- **Requirement**:
Wherever the string "screenshot" appears in the listing, copy that line.

- **Front-end source files**:
^^^^^^^^
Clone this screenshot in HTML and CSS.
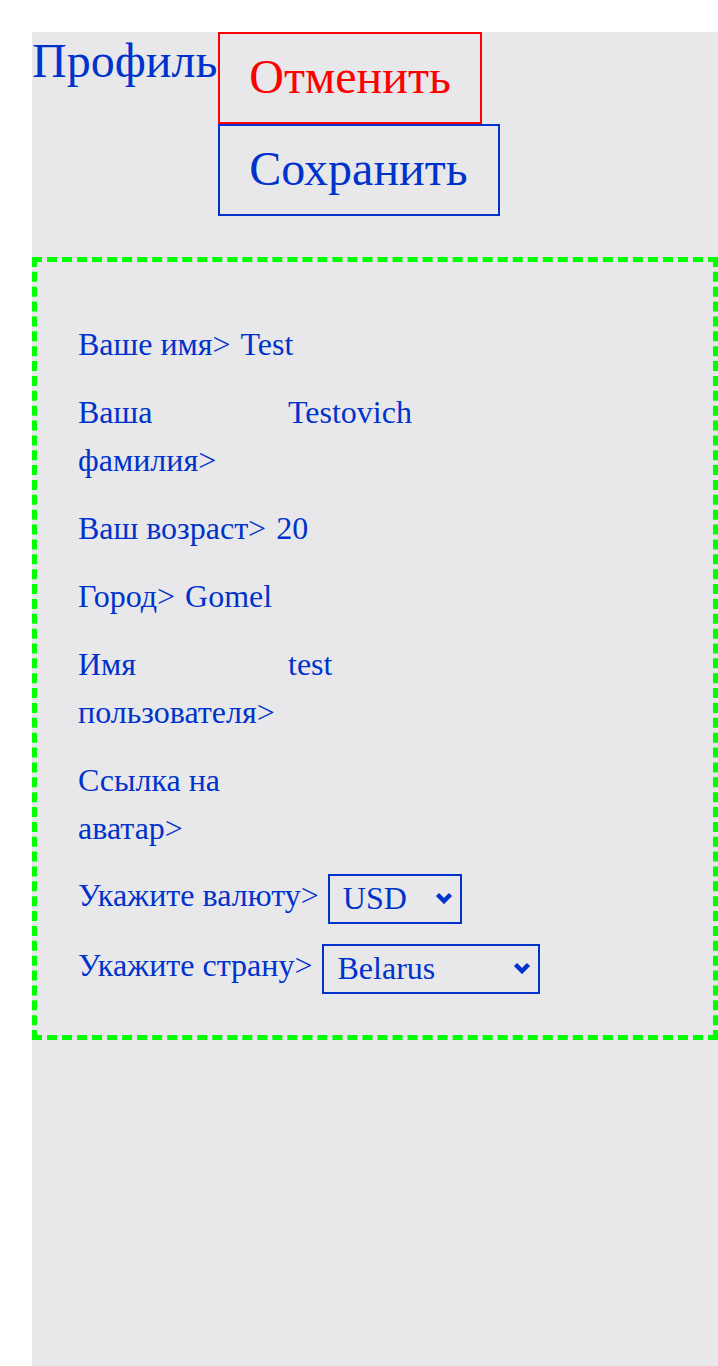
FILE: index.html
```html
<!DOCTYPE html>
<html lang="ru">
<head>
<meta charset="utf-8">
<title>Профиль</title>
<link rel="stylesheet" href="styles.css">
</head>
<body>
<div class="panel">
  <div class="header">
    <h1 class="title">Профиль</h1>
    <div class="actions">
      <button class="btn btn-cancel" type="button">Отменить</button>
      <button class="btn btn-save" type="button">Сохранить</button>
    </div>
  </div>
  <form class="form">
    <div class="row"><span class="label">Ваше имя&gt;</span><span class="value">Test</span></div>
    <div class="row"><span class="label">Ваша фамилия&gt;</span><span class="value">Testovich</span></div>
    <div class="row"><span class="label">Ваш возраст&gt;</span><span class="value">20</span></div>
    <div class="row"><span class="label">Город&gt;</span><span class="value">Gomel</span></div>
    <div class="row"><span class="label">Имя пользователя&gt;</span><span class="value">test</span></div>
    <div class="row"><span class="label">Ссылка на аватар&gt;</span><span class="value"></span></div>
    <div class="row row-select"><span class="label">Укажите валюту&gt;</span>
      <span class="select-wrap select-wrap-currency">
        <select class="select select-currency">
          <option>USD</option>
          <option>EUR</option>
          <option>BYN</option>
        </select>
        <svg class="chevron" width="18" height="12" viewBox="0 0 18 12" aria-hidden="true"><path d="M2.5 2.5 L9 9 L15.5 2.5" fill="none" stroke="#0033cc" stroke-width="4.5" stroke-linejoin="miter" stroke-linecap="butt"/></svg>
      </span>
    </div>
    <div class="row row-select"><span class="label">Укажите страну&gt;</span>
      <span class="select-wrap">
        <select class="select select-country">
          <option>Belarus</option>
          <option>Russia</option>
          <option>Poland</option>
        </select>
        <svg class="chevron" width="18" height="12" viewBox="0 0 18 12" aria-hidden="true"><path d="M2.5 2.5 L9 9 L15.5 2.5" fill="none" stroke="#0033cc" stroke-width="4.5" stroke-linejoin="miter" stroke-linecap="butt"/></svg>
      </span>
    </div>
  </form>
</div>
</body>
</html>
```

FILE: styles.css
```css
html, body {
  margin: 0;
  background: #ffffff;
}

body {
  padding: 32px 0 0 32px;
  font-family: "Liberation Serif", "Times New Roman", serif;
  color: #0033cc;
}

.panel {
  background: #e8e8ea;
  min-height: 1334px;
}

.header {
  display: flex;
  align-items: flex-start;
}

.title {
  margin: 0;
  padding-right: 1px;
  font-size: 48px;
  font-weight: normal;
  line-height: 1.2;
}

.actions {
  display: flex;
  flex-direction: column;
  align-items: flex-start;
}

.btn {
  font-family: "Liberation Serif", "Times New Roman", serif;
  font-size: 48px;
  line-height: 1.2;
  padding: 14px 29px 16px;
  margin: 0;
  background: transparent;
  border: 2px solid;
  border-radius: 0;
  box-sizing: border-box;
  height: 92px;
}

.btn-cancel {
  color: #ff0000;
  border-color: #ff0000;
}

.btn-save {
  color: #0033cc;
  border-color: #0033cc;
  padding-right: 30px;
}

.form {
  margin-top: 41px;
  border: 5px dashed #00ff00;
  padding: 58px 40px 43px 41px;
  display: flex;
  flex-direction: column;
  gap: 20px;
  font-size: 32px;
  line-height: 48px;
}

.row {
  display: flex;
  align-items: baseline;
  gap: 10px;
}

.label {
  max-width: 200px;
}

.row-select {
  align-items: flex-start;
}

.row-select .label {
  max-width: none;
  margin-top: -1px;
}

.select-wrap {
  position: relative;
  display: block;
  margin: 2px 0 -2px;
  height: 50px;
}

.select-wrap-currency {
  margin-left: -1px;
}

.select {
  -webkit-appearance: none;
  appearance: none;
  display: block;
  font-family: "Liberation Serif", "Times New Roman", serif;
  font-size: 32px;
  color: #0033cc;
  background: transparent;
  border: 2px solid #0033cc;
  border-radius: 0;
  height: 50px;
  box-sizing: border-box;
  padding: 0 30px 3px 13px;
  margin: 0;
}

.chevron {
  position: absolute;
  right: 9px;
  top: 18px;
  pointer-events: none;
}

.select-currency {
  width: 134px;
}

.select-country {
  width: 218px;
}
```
^^^^^^^^
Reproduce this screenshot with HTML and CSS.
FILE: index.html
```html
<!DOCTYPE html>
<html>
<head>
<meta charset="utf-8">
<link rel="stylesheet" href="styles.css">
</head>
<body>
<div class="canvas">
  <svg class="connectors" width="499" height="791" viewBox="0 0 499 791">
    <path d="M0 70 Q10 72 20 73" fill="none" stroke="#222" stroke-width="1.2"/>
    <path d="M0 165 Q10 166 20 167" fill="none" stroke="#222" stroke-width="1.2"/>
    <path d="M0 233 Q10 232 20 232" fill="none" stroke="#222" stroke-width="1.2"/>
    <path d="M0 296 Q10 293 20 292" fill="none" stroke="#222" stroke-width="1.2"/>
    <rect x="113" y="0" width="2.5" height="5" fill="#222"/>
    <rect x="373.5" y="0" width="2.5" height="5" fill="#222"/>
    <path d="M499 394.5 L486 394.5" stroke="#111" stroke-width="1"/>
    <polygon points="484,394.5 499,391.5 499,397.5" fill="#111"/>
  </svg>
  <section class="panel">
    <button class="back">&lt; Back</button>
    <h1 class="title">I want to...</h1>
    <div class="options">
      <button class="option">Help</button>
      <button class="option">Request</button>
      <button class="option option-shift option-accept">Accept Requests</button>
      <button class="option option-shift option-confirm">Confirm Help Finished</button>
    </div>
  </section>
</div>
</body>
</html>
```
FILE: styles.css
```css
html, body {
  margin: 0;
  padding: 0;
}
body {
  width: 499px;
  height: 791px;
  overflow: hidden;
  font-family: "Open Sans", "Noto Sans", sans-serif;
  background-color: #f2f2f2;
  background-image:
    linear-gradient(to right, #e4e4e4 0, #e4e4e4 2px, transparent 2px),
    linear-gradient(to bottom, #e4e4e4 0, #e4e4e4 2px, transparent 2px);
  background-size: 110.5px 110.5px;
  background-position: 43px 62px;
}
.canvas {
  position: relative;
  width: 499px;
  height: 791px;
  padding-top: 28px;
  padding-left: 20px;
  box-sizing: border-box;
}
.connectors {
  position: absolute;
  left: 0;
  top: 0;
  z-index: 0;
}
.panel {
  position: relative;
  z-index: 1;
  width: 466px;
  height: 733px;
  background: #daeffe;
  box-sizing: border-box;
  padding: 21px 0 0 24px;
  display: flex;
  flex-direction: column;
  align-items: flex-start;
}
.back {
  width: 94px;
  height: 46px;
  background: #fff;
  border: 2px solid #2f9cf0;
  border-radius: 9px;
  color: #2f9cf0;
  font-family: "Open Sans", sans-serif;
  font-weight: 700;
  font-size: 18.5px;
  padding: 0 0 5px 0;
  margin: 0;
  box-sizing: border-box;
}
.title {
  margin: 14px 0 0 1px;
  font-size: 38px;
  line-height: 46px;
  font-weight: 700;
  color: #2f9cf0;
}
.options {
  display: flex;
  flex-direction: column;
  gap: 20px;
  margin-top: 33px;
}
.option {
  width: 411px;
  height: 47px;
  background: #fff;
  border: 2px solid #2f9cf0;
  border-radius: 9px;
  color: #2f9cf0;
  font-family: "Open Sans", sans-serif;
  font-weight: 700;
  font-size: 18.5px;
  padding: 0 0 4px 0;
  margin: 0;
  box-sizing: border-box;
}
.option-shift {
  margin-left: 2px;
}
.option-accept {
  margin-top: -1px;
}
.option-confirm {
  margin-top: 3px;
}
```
^^^^^^^^
- **Exercise response**:
Clone this screenshot in HTML and CSS.
Reproduce this screenshot with HTML and CSS.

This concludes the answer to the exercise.